People talk about how those in charge of boarding in schools treat their children with disdain because they aren't perceived as wealthy and generous enough to spare a free thousands/gifts for them.
Well, in my school I was one of those kids treated with such disdain. My parents hardly came around to school. I was really treated with the grown adult hand at a young age and the trust and responsibility given to me was massive. I honestly didn't mind, what's the worst that could happen?
Of course, the house mistress. As a child that age, the malevolence I received was palpable. She was supposed to be a mother to us all. Unfortunately, she chose who were her favorites and who deserved to be treated illy. I had to deal with school, seniors still basking in their seniority and eager to draw blood at every slight mistake of the junior students, even teenage womanhood was still an issue for me. Yet this woman would pick on me.
I would see the difference in the way she treated others. I would think, is it because I'm not Yoruba? Or, is it because I'm small and very shy? Or is it because my parents don't come around.
Once, she beat me for something every other person was guilty of. Of course, she would call her kids to the side and caution them lightly. Me? I was the scapegoat.

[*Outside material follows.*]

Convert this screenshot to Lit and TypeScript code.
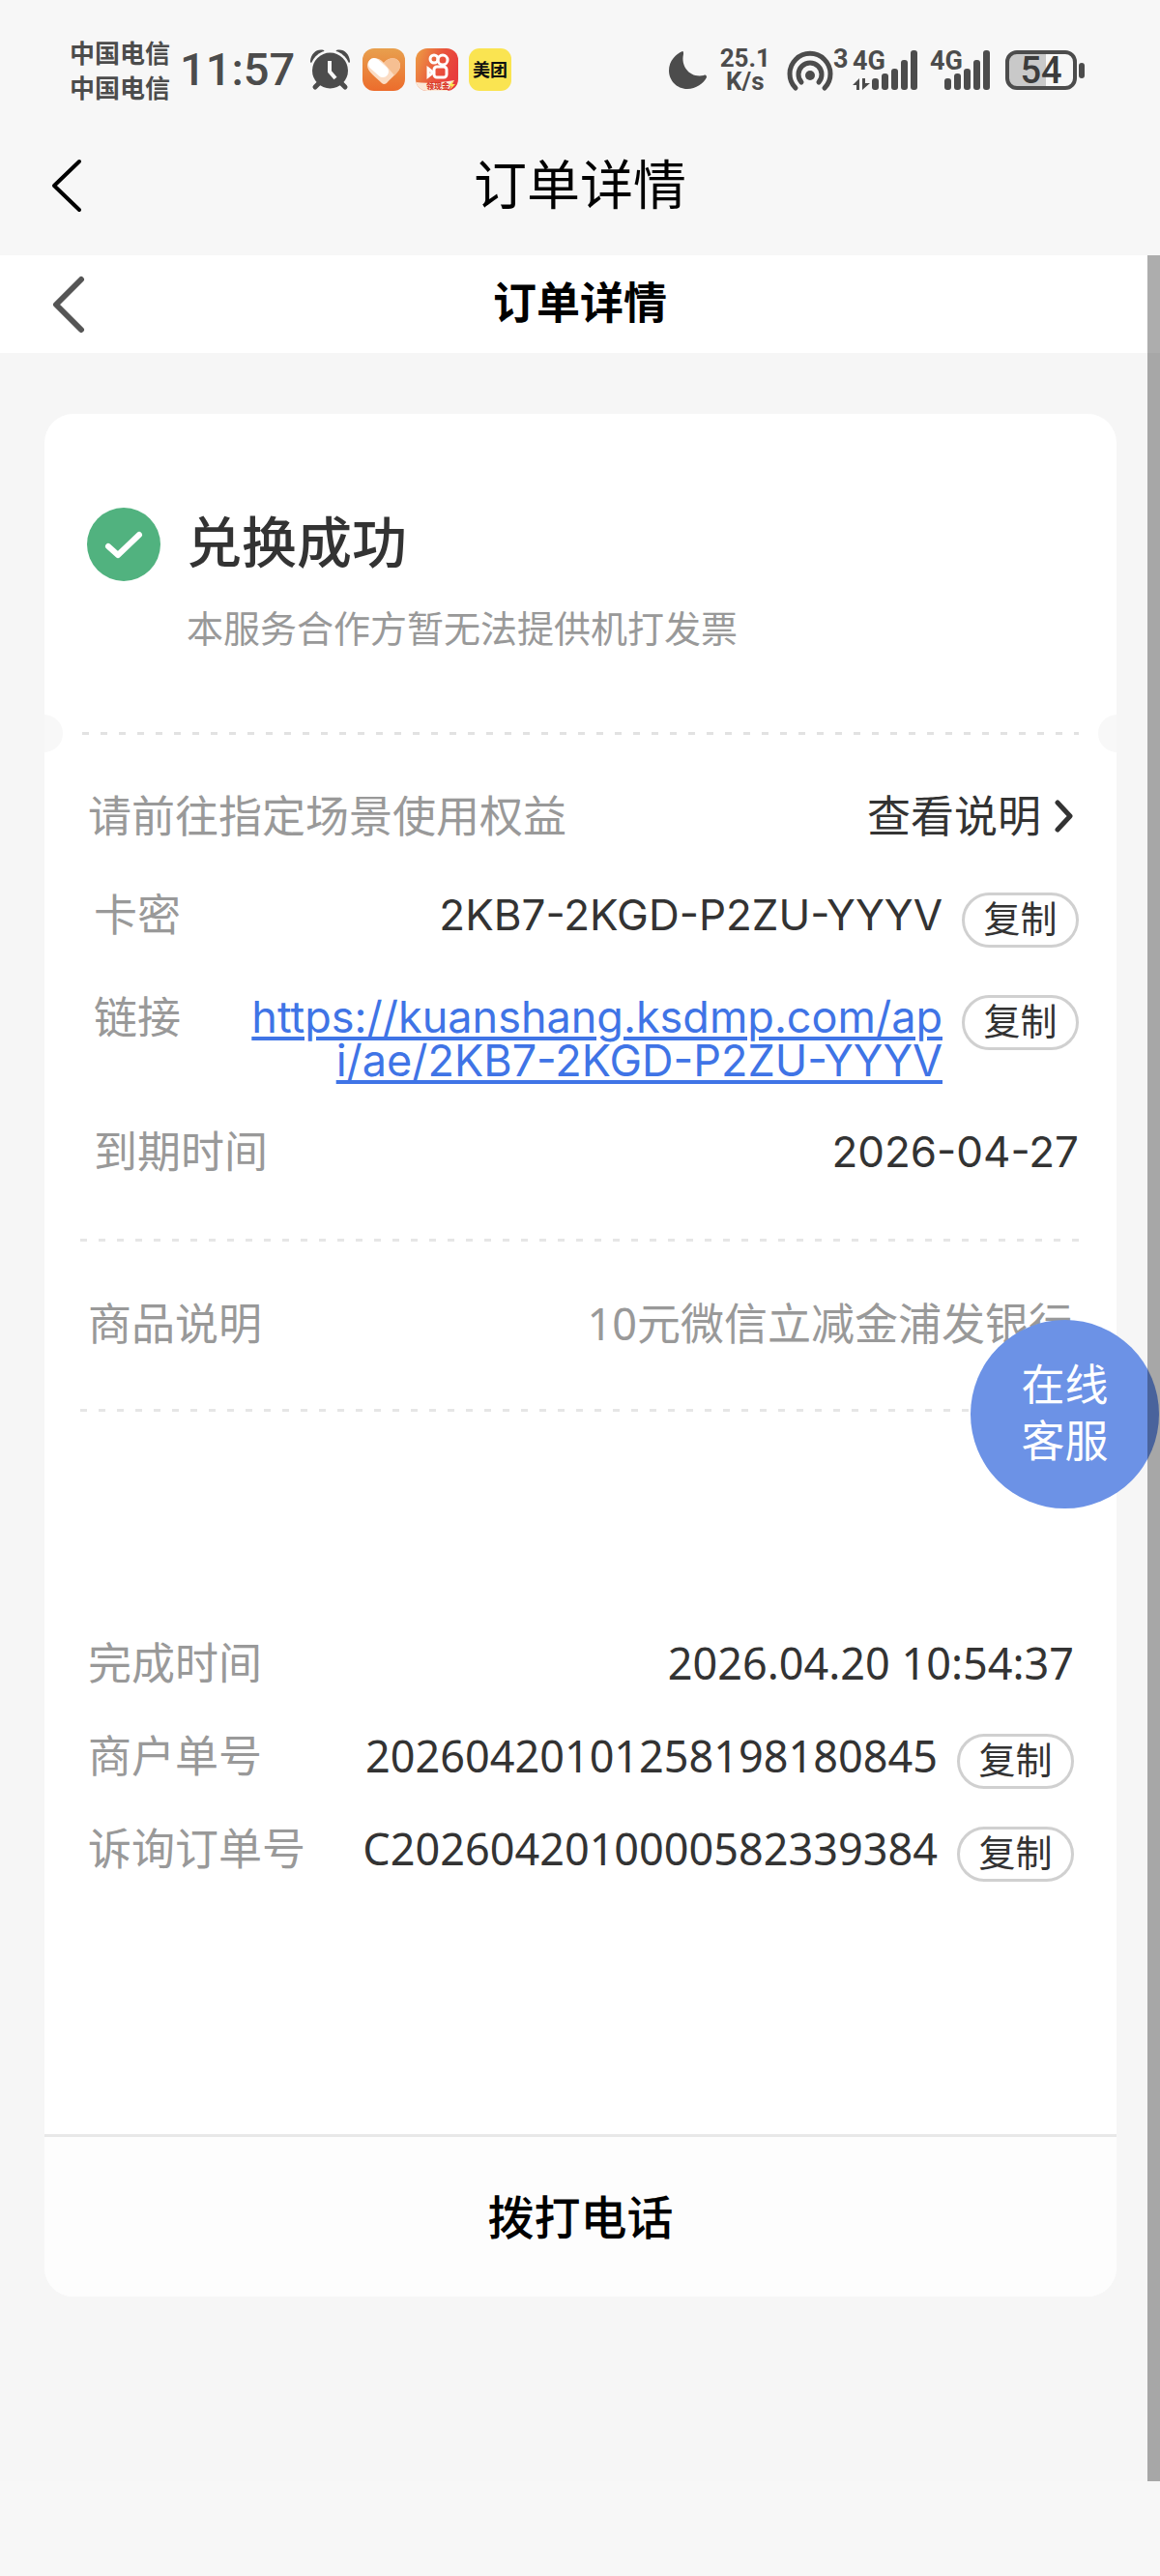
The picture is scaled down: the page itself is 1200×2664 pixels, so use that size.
import { LitElement, html, css, svg } from "lit";
import { customElement } from "lit/decorators.js";

const bars = (x: number) => svg`
  <g fill="#4c4c4c">
    <rect x=${x} y="29" width="7" height="12" rx="3"/>
    <rect x=${x + 10} y="24" width="7" height="17" rx="3"/>
    <rect x=${x + 20} y="19" width="7" height="22" rx="3"/>
    <rect x=${x + 30} y="10" width="7" height="31" rx="3"/>
    <rect x=${x + 40} y="0" width="7" height="41" rx="3"/>
  </g>`;

@customElement("status-bar")
export class StatusBar extends LitElement {
  static styles = css`
    :host { display: block; color: #4c4c4c; font-family: Roboto, "Noto Sans CJK SC", sans-serif; }
    .bar { display: flex; justify-content: space-between; align-items: center; height: 72px; padding: 36px 77px 20px 72px; }
    .side { display: flex; align-items: center; }
    .carrier { font: 700 26px/36px "Noto Sans CJK SC", sans-serif; }
    .time { font-size: 47px; line-height: 56px; font-weight: 500; margin: 0 16px 0 10px; }
    .apps { display: flex; gap: 11px; align-items: center; margin-left: 13px; }
    .rate { font-size: 26px; line-height: 24px; font-weight: 700; text-align: center; margin: 0 17px 0 14px; }
    svg { display: block; overflow: visible; }
    .signal { margin-right: 16px; }
    .g { font: 700 27px Roboto, sans-serif; }
    .pct { font: 500 38px Roboto, sans-serif; }
    .meituan { font: 700 18px "Noto Sans CJK SC", sans-serif; }
    .cash { font: 900 8px "Noto Sans CJK SC", sans-serif; }
  `;
  render() {
    return html`
      <div class="bar">
        <div class="side">
          <div class="carrier"><div>中国电信</div><div>中国电信</div></div>
          <div class="time">11:57</div>
          <svg width="41" height="42" viewBox="0 0 41 42" aria-hidden="true">
            <path d="M0 12C1 4 7 -1 14 1L16 5L5 15C1 15 0 14 0 12ZM41 12C40 4 34 -1 27 1L25 5L36 15C40 15 41 14 41 12Z" fill="#4c4c4c"/>
            <circle cx="20.500" cy="22" r="21" fill="#f7f7f7"/>
            <path d="M9 35L5 39M32 35L36 39" stroke="#4c4c4c" stroke-width="5" stroke-linecap="round"/>
            <circle cx="20.500" cy="22" r="18.500" fill="#4c4c4c"/>
            <path d="M20 12V23L26 30" stroke="#f7f7f7" stroke-width="4" fill="none"/>
          </svg>
          <div class="apps">
            <svg width="44" height="44" viewBox="0 0 44 44" aria-hidden="true">
              <defs><linearGradient id="o" x1="0" y1="0" x2="0" y2="1"><stop offset="0" stop-color="#e8a04e"/><stop offset="1" stop-color="#ec6c2c"/></linearGradient></defs>
              <rect width="44" height="44" rx="12" fill="url(#o)"/>
              <path d="M20 36C14 30 5 24 5 18C5 10 15 7 22 15C29 7 39 10 39 18C39 24 30 30 25 36Q22 38 20 36Z" fill="#fbdcc4"/>
              <path d="M22 15C29 7 39 10 39 18C39 22 36 25 33 28Z" fill="#f6bf92"/>
              <path d="M12 16L21 24" stroke="#fff" stroke-width="12" stroke-linecap="round"/>
            </svg>
            <svg width="44" height="44" viewBox="0 0 44 44" aria-hidden="true">
              <defs>
                <linearGradient id="k" x1="0" y1="0" x2="1" y2="0.400"><stop offset="0" stop-color="#eda045"/><stop offset="0.600" stop-color="#e9543c"/><stop offset="1" stop-color="#e83c3e"/></linearGradient>
                <clipPath id="c"><rect width="44" height="44" rx="12"/></clipPath>
              </defs>
              <g clip-path="url(#c)">
                <rect width="44" height="44" fill="url(#k)"/>
                <g fill="none" stroke="#fff" stroke-width="3"><circle cx="19" cy="11" r="4"/><circle cx="28" cy="12" r="5"/><rect x="19" y="19" width="13" height="11" rx="3"/><path d="M13 21L18 25L13 29Z"/></g>
                <path d="M0 35Q16 37 40 33L33 44H0Z" fill="#fbe9d8"/>
              </g>
              <text class="cash" x="11" y="42" fill="#d93a2a">领现金</text>
              <path d="M39 33L34 39H37L35 43L41 37H38Z" fill="#fbe451"/>
            </svg>
            <svg width="44" height="44" viewBox="0 0 44 44" aria-hidden="true">
              <rect width="44" height="44" rx="11" fill="#fae451"/>
              <text class="meituan" x="22" y="29" text-anchor="middle" fill="#111">美团</text>
            </svg>
          </div>
        </div>
        <div class="side">
          <svg width="39" height="39" viewBox="0 0 39 39" aria-hidden="true"><path d="M14 0C7 3 0 10 0 20C0 30 8 39 19 39C28 39 36 33 39 27C39 25 38 24 36 25C22 28 12 16 15 3C15 1 15 0 14 0Z" fill="#4c4c4c"/></svg>
          <div class="rate"><div>25.1</div><div>K/s</div></div>
          <svg class="signal" width="132" height="60" viewBox="0 -8 132 60" aria-hidden="true">
            <g fill="none" stroke="#4c4c4c" stroke-width="5" stroke-linecap="round"><path d="M9 41A21 21 0 1 1 39 41"/><path d="M15 35A12 12 0 1 1 33 35"/></g>
            <circle cx="24" cy="28" r="5" fill="#4c4c4c"/>
            <text class="g" x="48" y="20" fill="#4c4c4c">3</text>
            <text class="g" x="68" y="22" fill="#4c4c4c">4G</text>
            <path d="M68 38L75 31V43H72V38ZM78 31H81V36H86L78 43Z" fill="#4c4c4c"/>
            <g transform="translate(0 2)">${bars(88)}</g>
          </svg>
          <svg class="signal" width="62" height="60" viewBox="0 -8 62 60" aria-hidden="true">
            <text class="g" x="0" y="22" fill="#4c4c4c">4G</text>
            <g transform="translate(0 2)">${bars(15)}</g>
          </svg>
          <svg width="83" height="41" viewBox="0 0 83 41" aria-hidden="true">
            <path d="M12 2H42V39H12Q2 39 2 29V12Q2 2 12 2Z" fill="#c9c9c9"/>
            <rect x="2" y="2" width="70" height="37" rx="10" fill="none" stroke="#4c4c4c" stroke-width="4"/>
            <rect x="76" y="13" width="6" height="16" rx="3" fill="#4c4c4c"/>
            <text class="pct" x="37" y="34" text-anchor="middle" fill="#3c3c3c">54</text>
          </svg>
        </div>
      </div>`;
  }
}

@customElement("app-root")
export class AppRoot extends LitElement {
  static styles = css`
    :host { display: block; position: relative; min-height: 100vh; background: #f7f7f7; color: #333; font: 45px/46px "Noto Sans", "Noto Sans CJK SC", sans-serif; }
    * { box-sizing: border-box; }
    h1, h2, h3, p, dl, dd, dt { margin: 0; font-weight: 400; }
    button { font: inherit; color: inherit; border: 0; background: none; padding: 0; }
    svg { display: block; }
    .nav { display: grid; grid-template-columns: 1fr auto 1fr; align-items: center; padding: 0 52px; color: #000; }
    .outer { height: 136px; padding-bottom: 8px; }
    .outer h1 { font-size: 55px; line-height: 60px; padding-bottom: 4px; }
    .inner { height: 101px; background: #fff; }
    .inner h2 { font-size: 45px; font-weight: 700; padding-bottom: 4px; }
    .page { position: relative; }
    .content { padding: 63px 45px 191px 46px; background: #f6f6f6; }
    .card { background: #fff; border-radius: 30px; overflow: hidden; }
    .head { display: grid; grid-template-columns: 77px 1fr; column-gap: 26px; padding: 97px 44px 67px; }
    .head h3 { font-size: 57px; line-height: 70px; font-weight: 500; }
    .head p { grid-column: 2; font-size: 38px; line-height: 46px; color: #999; margin-top: 24px; }
    .tear { display: flex; align-items: center; justify-content: space-between; gap: 20px; margin: 0 -20px; }
    .tear i { width: 39px; height: 39px; border-radius: 50%; background: #f8f8f8; }
    .dash { flex: 1; height: 3px; background: repeating-linear-gradient(90deg, #e2e2e2 0 7px, transparent 7px 19px); }
    .rule { height: 3px; margin: 0 37px; background: repeating-linear-gradient(90deg, #e6e6e6 0 7px, transparent 7px 19px); }
    .row { display: flex; justify-content: space-between; align-items: flex-start; }
    dt, .muted { color: #999; }
    dd { display: flex; gap: 20px; text-align: right; min-width: 0; }
    .code { font-family: Inter, sans-serif; font-size: 44px; }
    .guide { padding: 43px 44px 56px 45px; }
    .more { display: flex; align-items: center; gap: 14px; }
    .codes { padding: 0 39px 67px 51px; display: grid; gap: 49px; }
    .link { color: #3f74e6; font-family: Inter, sans-serif; line-height: 45px; white-space: nowrap; text-decoration: underline; text-decoration-thickness: 4px; text-underline-offset: 4px; }
    .copy { flex: none; width: 121px; height: 57px; border: 3px solid #d0d0d0; border-radius: 29px; font-size: 38px; line-height: 46px; padding-bottom: 5px; }
    .goods { padding: 62px 46px 65px 45px; }
    .orders { padding: 237px 44px 261px 45px; display: grid; gap: 39px; }
    .orders .row { min-height: 57px; }
    .call { display: block; width: 100%; height: 168px; border-top: 3px solid #e8e8e8; background: #fdfdfd; font-size: 48px; font-weight: 500; color: #000; }
    .service { position: absolute; right: 1px; top: 1101px; width: 195px; height: 195px; padding-bottom: 3px; border-radius: 50%; background: #6c92e6; color: #fff; line-height: 58px; }
    .thumb { position: absolute; right: 0; top: 0; width: 13px; height: 2302px; background: rgba(0, 0, 0, 0.32); }
  `;

  private copy(text: string) {
    return html`<button class="copy" @click=${() => navigator.clipboard?.writeText(text)}>复制</button>`;
  }

  render() {
    const code = "2KB7-2KGD-P2ZU-YYYV";
    const url = "https://kuanshang.ksdmp.com/api/ae/" + code;
    const merchant = "20260420101258198180845";
    const inquiry = "C2026042010000582339384";
    return html`
      <status-bar></status-bar>
      <header class="nav outer">
        <button aria-label="返回"><svg width="34" height="58" viewBox="0 0 34 58"><path d="M30 4L4 29L30 54" fill="none" stroke="#000" stroke-width="4" stroke-linecap="round" stroke-linejoin="round"/></svg></button>
        <h1>订单详情</h1>
      </header>
      <main class="page">
        <div class="nav inner">
          <button aria-label="返回"><svg width="38" height="60" viewBox="0 0 38 60"><path d="M32 4L6 30L32 56" fill="none" stroke="#555" stroke-width="6" stroke-linecap="round" stroke-linejoin="round"/></svg></button>
          <h2>订单详情</h2>
        </div>
        <div class="content">
          <section class="card">
            <div class="head">
              <svg width="77" height="77" viewBox="0 0 77 77" aria-hidden="true"><circle cx="38" cy="38" r="38" fill="#51b27f"/><path d="M22 40L32 49L54 28" fill="none" stroke="#fff" stroke-width="6" stroke-linecap="round" stroke-linejoin="round"/></svg>
              <h3>兑换成功</h3>
              <p>本服务合作方暂无法提供机打发票</p>
            </div>
            <div class="tear"><i></i><span class="dash"></span><i></i></div>
            <div class="row guide">
              <span class="muted">请前往指定场景使用权益</span>
              <button class="more">查看说明<svg width="20" height="34" viewBox="0 0 20 34" aria-hidden="true"><path d="M3 3L16 17L3 31" fill="none" stroke="#333" stroke-width="5" stroke-linecap="round" stroke-linejoin="round"/></svg></button>
            </div>
            <dl class="codes">
              <div class="row"><dt>卡密</dt><dd><span class="code">${code}</span>${this.copy(code)}</dd></div>
              <div class="row"><dt>链接</dt><dd><a class="link" href=${url}>${url.slice(0, 30)}<br>${url.slice(30)}</a>${this.copy(url)}</dd></div>
              <div class="row"><dt>到期时间</dt><dd><span class="code">2026-04-27</span></dd></div>
            </dl>
            <div class="rule"></div>
            <dl class="goods"><div class="row"><dt>商品说明</dt><dd class="muted">10元微信立减金浦发银行</dd></div></dl>
            <div class="rule"></div>
            <dl class="orders">
              <div class="row"><dt>完成时间</dt><dd>2026.04.20 10:54:37</dd></div>
              <div class="row"><dt>商户单号</dt><dd><span>${merchant}</span>${this.copy(merchant)}</dd></div>
              <div class="row"><dt>诉询订单号</dt><dd><span>${inquiry}</span>${this.copy(inquiry)}</dd></div>
            </dl>
            <button class="call">拨打电话</button>
          </section>
        </div>
        <button class="service">在线<br>客服</button>
        <div class="thumb"></div>
      </main>`;
  }
}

I think that was what broke the camel's back.
Now, this is where heroism came in.
I lamented to my mum at home during the mid-term break.. I cried. Mum thought and came to a resolve. She knew what was wrong and she was gonna fix it.
Mum came with a crate of eggs and some money the next time I resumed school. It was her business. She didn't mind, as long as the woman stopped picking on me. She didn't shout, she didn't even talk about my problems. It was a silent agreement for her to leave me alone.
The woman changed. She became nicer, and she stopped picking on me. And mum made sure of that.
Normally, I used to say my mother's problem solving tactics were too simple. Other people's mothers would have shouted and made a scene. I would swear not to be like her.
But today, I love her for caring less about such insignificant situations. Solving the problem and moving on. She is a winner. And she is my inspiration.